In the first years of California statehood, the number of individuals who served in the state legislature was huge. With shorter sessions (one-year Assembly terms and two-year Senate terms) and very few legislators who served multiple terms, each decade saw hundreds of new lawmakers rather than the 120-150 that we’ve seen in recent years.
For nearly a year, I’ve been working on tracking down the missing biographic information for early state legislators. Very few details were kept, usually just their name (frequently with abbreviated first names), counties represented, and political party affiliation. The lack of details makes it hard to find them after leaving office, but even minimal details (like full name, birth and death dates, and birthplace) makes it easier to find obituaries and census information.
Although new information is added regularly, it’s fairly rare to find information that changes the actual number of legislators. Most recently, it was in May 2019 that a spelling error (made over a century ago) was found to have resulted in Assemblyman R. H. Myers being counted twice with slightly different spellings of his name.
Research in recent weeks has uncovered another interesting corrections to the list of State Senators.
Robert Desty
There were a number of historic sources that would seem to indicate that Robert Desty served in the Senate. The list of legislators published in the California Blue Book has included Desty as a Senator since it was first published in 1891. At the same time, it does not include any other people who were elected to the legislature but never served (you can find the list of known examples here).
In the Senate Journal, the official record of the events that take place in the Senate, Page 1 for the 1880 Session explains the start of the session as;
“The Secretary [of the Senate] was then directed to call the roll of the Senators elect, and the following Senators responded…
Journal of the Twenty-third Session of the Senate of the State of California (pp. 1-2)
[including]
Eight District – San Francisco and San Mateo…. Robert Desty”
[and continued]
“The Senators elect now took and subscribed to the oath of office, administered by the President of the Senate…”
According to this section, it definitely appeared that after being elected, Desty had appeared and been sworn in. But that’s not exactly what happened.
Page 4 of the Senate Journal has the first indication that something is wrong, continuing to refer to Desty as “Senator elect” and not recording him as having cast any votes during his first days in office… It’s because he was in New York.
Desty, whose full name was Robert Daillebout d’Estimauville de Beaumauchal, was born in Canada and moved to the United States as a young man and and applied for citizenship in New York at age 22. After receiving notice from a court that his citizenship application had been accepted, he began his new life as an American citizen. In 1880, Desty ran for the California State Senate and won.
Immediately after the election, allegations were made that Desty had not completed the naturalization process and wasn’t actually a citizen. Soon after the 1879 election, Desty returned to New York and found that although he had filed a petition to become a citizen in 1849 (and received a certificate recognizing his application), he never formally became a citizen in New York at that time.
Desty returned to California and claimed to have been naturalized in San Francisco (but that the records were destroyed in an 1850 fire) and petitioned to have his citizenship take place retroactively. The petition was declined, and he immediately renewed his application for citizenship. Desty became a U.S. citizen on February 24, 1880.
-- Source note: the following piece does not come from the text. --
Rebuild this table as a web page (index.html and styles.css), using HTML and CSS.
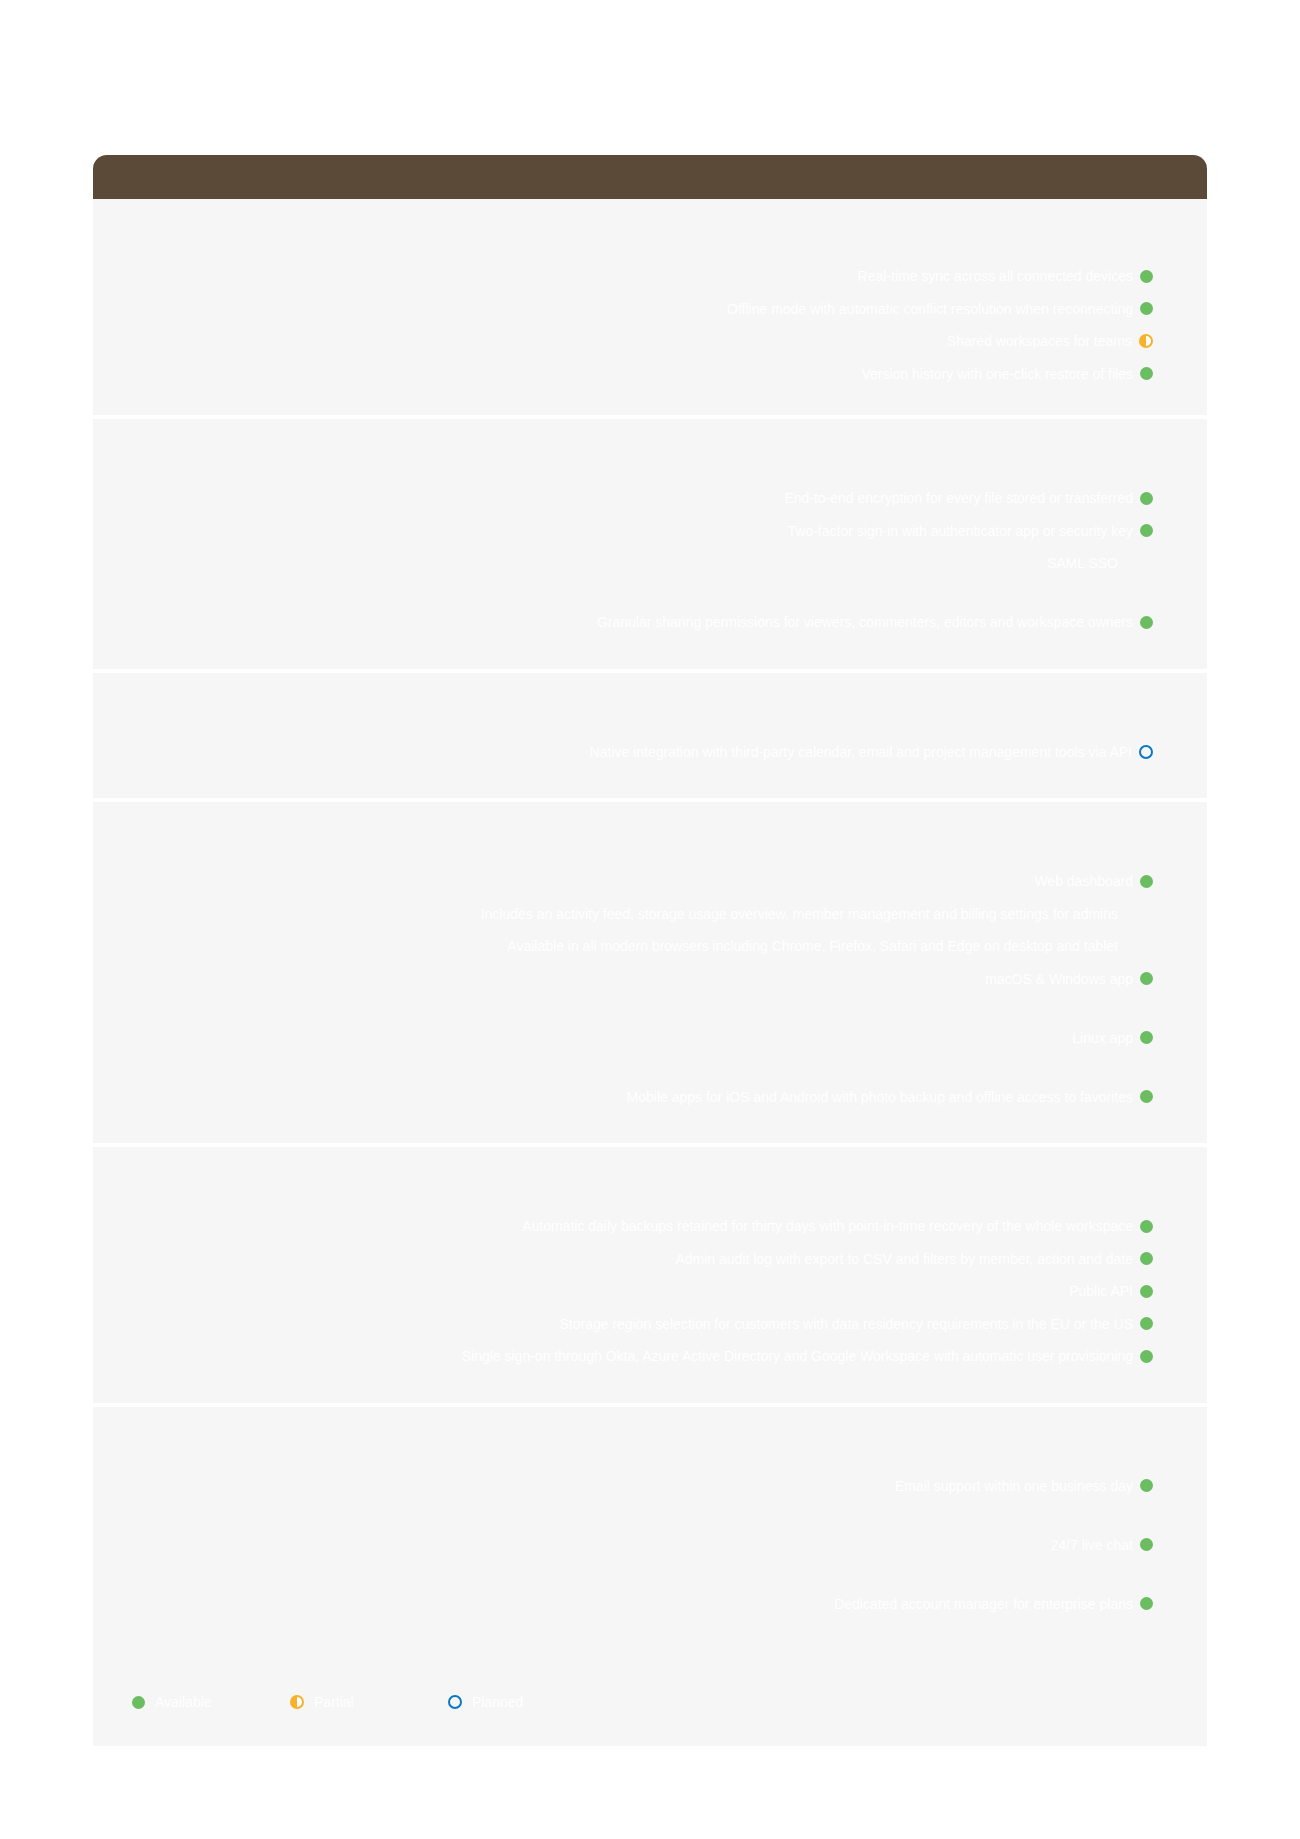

A week after he became a citizen, the San Francisco Election Commission ruled that because he hadn’t been a citizen when he registered to vote, the application was retroactively denied and ordered that Desty’s name be “stricken from the Great Register” of voters. Within a week of that, on March 5th, the Senate Committee on Elections reported that Desty was not entitled to the seat claimed by him because he hadn’t become a citizen until February 24th. The committee report was approved by the full Senate on a 23-14 vote, disqualifying him as a Senator, and officially vacating his seat.
What apparently caused confusion for nearly thirteen decades was that the Senate Journal appeared to show Desty being sworn into office, but that he was never sworn in prior to having his certificate of election rejected by the Senate on February 25th.
Unlike the nine people who were elected to office but died before assuming office or the five who declined to serve, Desty was treated by historians as a Senator who was elected, did not decline to service, and did everything he could to assume office for two months before eventually being denied his office. That’s why, even though he never actually assumed office, he has held a place on the list of California legislators for 130 years.